### Your goal:
All the data should be repeated exactly. Any image in it is left out.

Web page code records:

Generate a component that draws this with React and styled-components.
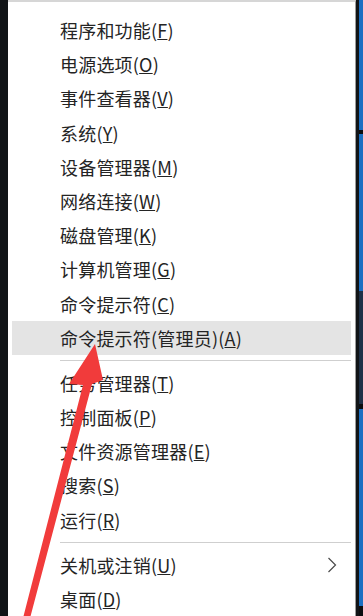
import React from "react";
import styled, { createGlobalStyle } from "styled-components";

const GlobalStyle = createGlobalStyle`
  html, body {
    margin: 0;
    padding: 0;
    background: #111417;
    overflow: hidden;
  }
`;

const StPage = styled.div`
  position: relative;
  display: flex;
  width: 363px;
  height: 616px;
  overflow: hidden;
  font-family: "Microsoft YaHei", "Noto Sans CJK SC", sans-serif;
`;

const StDarkEdge = styled.div`
  width: ${(p) => p.$w}px;
  flex-shrink: 0;
  background: #111417;
`;

const StMenu = styled.div`
  width: 348px;
  flex-shrink: 0;
  background: #ffffff;
  border-top: 2px solid #d6d6d6;
  border-right: 1px solid #9c9c9c;
  box-sizing: border-box;
  padding-top: 11px;
  display: flex;
  flex-direction: column;
`;

const StItem = styled.div`
  height: 34.4px;
  margin: 0 4px;
  padding: 0 14px 0 48px;
  display: flex;
  align-items: center;
  font-size: 18px;
  color: #242424;
  letter-spacing: 0.2px;
  background: ${(p) => (p.$active ? "#e4e4e4" : "transparent")};
  white-space: nowrap;
`;

const StSeparator = styled.div`
  height: 11px;
  margin: 0 4px 0 52px;
  display: flex;
  align-items: center;
  &::after {
    content: "";
    flex: 1;
    height: 1px;
    background: #cfcfcf;
  }
`;

const StChevron = styled.svg`
  margin-left: auto;
  width: 10px;
  height: 16px;
`;

const StStrip = styled.div`
  width: 4px;
  flex-shrink: 0;
  display: flex;
  flex-direction: column;
`;

const StSegment = styled.div`
  height: ${(p) => p.$h}px;
  background: ${(p) => p.$c};
`;

const StArrow = styled.svg`
  position: absolute;
  left: 0;
  top: 0;
  width: 363px;
  height: 616px;
  pointer-events: none;
`;

const top = [
  ["程序和功能", "F"],
  ["电源选项", "O"],
  ["事件查看器", "V"],
  ["系统", "Y"],
  ["设备管理器", "M"],
  ["网络连接", "W"],
  ["磁盘管理", "K"],
  ["计算机管理", "G"],
  ["命令提示符", "C"],
  ["命令提示符(管理员)", "A", true],
];

const middle = [
  ["任务管理器", "T"],
  ["控制面板", "P"],
  ["文件资源管理器", "E"],
  ["搜索", "S"],
  ["运行", "R"],
];

const bottom = [
  ["关机或注销", "U", false, true],
  ["桌面", "D"],
];

const segments = [
  [130, "#1b6fc2"],
  [4, "#0b0d10"],
  [157, "#1b6fc2"],
  [113, "#1e3047"],
  [5, "#0b0d10"],
  [197, "#1b6fc2"],
  [10, "#0b0d10"],
];

function Item({ label, k, active, sub }) {
  return (
    <StItem $active={active}>
      <span>
        {label}(<u>{k}</u>)
      </span>
      {sub && (
        <StChevron viewBox="0 0 10 16">
          <polyline
            points="1.5,1 8.5,8 1.5,15"
            fill="none"
            stroke="#4a4a4a"
            strokeWidth="1.2"
          />
        </StChevron>
      )}
    </StItem>
  );
}

function App() {
  return (
    <>
      <GlobalStyle />
      <StPage>
        <StDarkEdge $w={8} />
        <StMenu>
          {top.map(([l, k, a]) => (
            <Item key={l} label={l} k={k} active={a} />
          ))}
          <StSeparator />
          {middle.map(([l, k]) => (
            <Item key={l} label={l} k={k} />
          ))}
          <StSeparator />
          {bottom.map(([l, k, a, s]) => (
            <Item key={l} label={l} k={k} sub={s} />
          ))}
        </StMenu>
        <StDarkEdge $w={3} />
        <StStrip>
          {segments.map(([h, c], i) => (
            <StSegment key={i} $h={h} $c={c} />
          ))}
        </StStrip>
        <StArrow viewBox="0 0 363 616">
          <polygon
            points="95,344 103,380 92,384 29,622 22,622 83,385 69,384"
            fill="#f13b3b"
          />
        </StArrow>
      </StPage>
    </>
  );
}

export default App;
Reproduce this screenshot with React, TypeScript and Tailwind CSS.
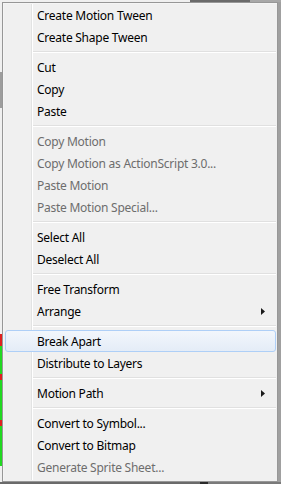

### Task response:
Generate a component that draws this with React and styled-components.
import React from "react";
import styled, { createGlobalStyle } from "styled-components";

const GlobalStyle = createGlobalStyle`
  html, body {
    margin: 0;
    padding: 0;
    background: #111417;
    overflow: hidden;
  }
`;

const StPage = styled.div`
  position: relative;
  display: flex;
  width: 363px;
  height: 616px;
  overflow: hidden;
  font-family: "Microsoft YaHei", "Noto Sans CJK SC", sans-serif;
`;

const StDarkEdge = styled.div`
  width: ${(p) => p.$w}px;
  flex-shrink: 0;
  background: #111417;
`;

const StMenu = styled.div`
  width: 348px;
  flex-shrink: 0;
  background: #ffffff;
  border-top: 2px solid #d6d6d6;
  border-right: 1px solid #9c9c9c;
  box-sizing: border-box;
  padding-top: 11px;
  display: flex;
  flex-direction: column;
`;

const StItem = styled.div`
  height: 34.4px;
  margin: 0 4px;
  padding: 0 14px 0 48px;
  display: flex;
  align-items: center;
  font-size: 18px;
  color: #242424;
  letter-spacing: 0.2px;
  background: ${(p) => (p.$active ? "#e4e4e4" : "transparent")};
  white-space: nowrap;
`;

const StSeparator = styled.div`
  height: 11px;
  margin: 0 4px 0 52px;
  display: flex;
  align-items: center;
  &::after {
    content: "";
    flex: 1;
    height: 1px;
    background: #cfcfcf;
  }
`;

const StChevron = styled.svg`
  margin-left: auto;
  width: 10px;
  height: 16px;
`;

const StStrip = styled.div`
  width: 4px;
  flex-shrink: 0;
  display: flex;
  flex-direction: column;
`;

const StSegment = styled.div`
  height: ${(p) => p.$h}px;
  background: ${(p) => p.$c};
`;

const StArrow = styled.svg`
  position: absolute;
  left: 0;
  top: 0;
  width: 363px;
  height: 616px;
  pointer-events: none;
`;

const top = [
  ["程序和功能", "F"],
  ["电源选项", "O"],
  ["事件查看器", "V"],
  ["系统", "Y"],
  ["设备管理器", "M"],
  ["网络连接", "W"],
  ["磁盘管理", "K"],
  ["计算机管理", "G"],
  ["命令提示符", "C"],
  ["命令提示符(管理员)", "A", true],
];

const middle = [
  ["任务管理器", "T"],
  ["控制面板", "P"],
  ["文件资源管理器", "E"],
  ["搜索", "S"],
  ["运行", "R"],
];

const bottom = [
  ["关机或注销", "U", false, true],
  ["桌面", "D"],
];

const segments = [
  [130, "#1b6fc2"],
  [4, "#0b0d10"],
  [157, "#1b6fc2"],
  [113, "#1e3047"],
  [5, "#0b0d10"],
  [197, "#1b6fc2"],
  [10, "#0b0d10"],
];

function Item({ label, k, active, sub }) {
  return (
    <StItem $active={active}>
      <span>
        {label}(<u>{k}</u>)
      </span>
      {sub && (
        <StChevron viewBox="0 0 10 16">
          <polyline
            points="1.5,1 8.5,8 1.5,15"
            fill="none"
            stroke="#4a4a4a"
            strokeWidth="1.2"
          />
        </StChevron>
      )}
    </StItem>
  );
}

function App() {
  return (
    <>
      <GlobalStyle />
      <StPage>
        <StDarkEdge $w={8} />
        <StMenu>
          {top.map(([l, k, a]) => (
            <Item key={l} label={l} k={k} active={a} />
          ))}
          <StSeparator />
          {middle.map(([l, k]) => (
            <Item key={l} label={l} k={k} />
          ))}
          <StSeparator />
          {bottom.map(([l, k, a, s]) => (
            <Item key={l} label={l} k={k} sub={s} />
          ))}
        </StMenu>
        <StDarkEdge $w={3} />
        <StStrip>
          {segments.map(([h, c], i) => (
            <StSegment key={i} $h={h} $c={c} />
          ))}
        </StStrip>
        <StArrow viewBox="0 0 363 616">
          <polygon
            points="95,344 103,380 92,384 29,622 22,622 83,385 69,384"
            fill="#f13b3b"
          />
        </StArrow>
      </StPage>
    </>
  );
}

export default App;
Reproduce this screenshot with React, TypeScript and Tailwind CSS.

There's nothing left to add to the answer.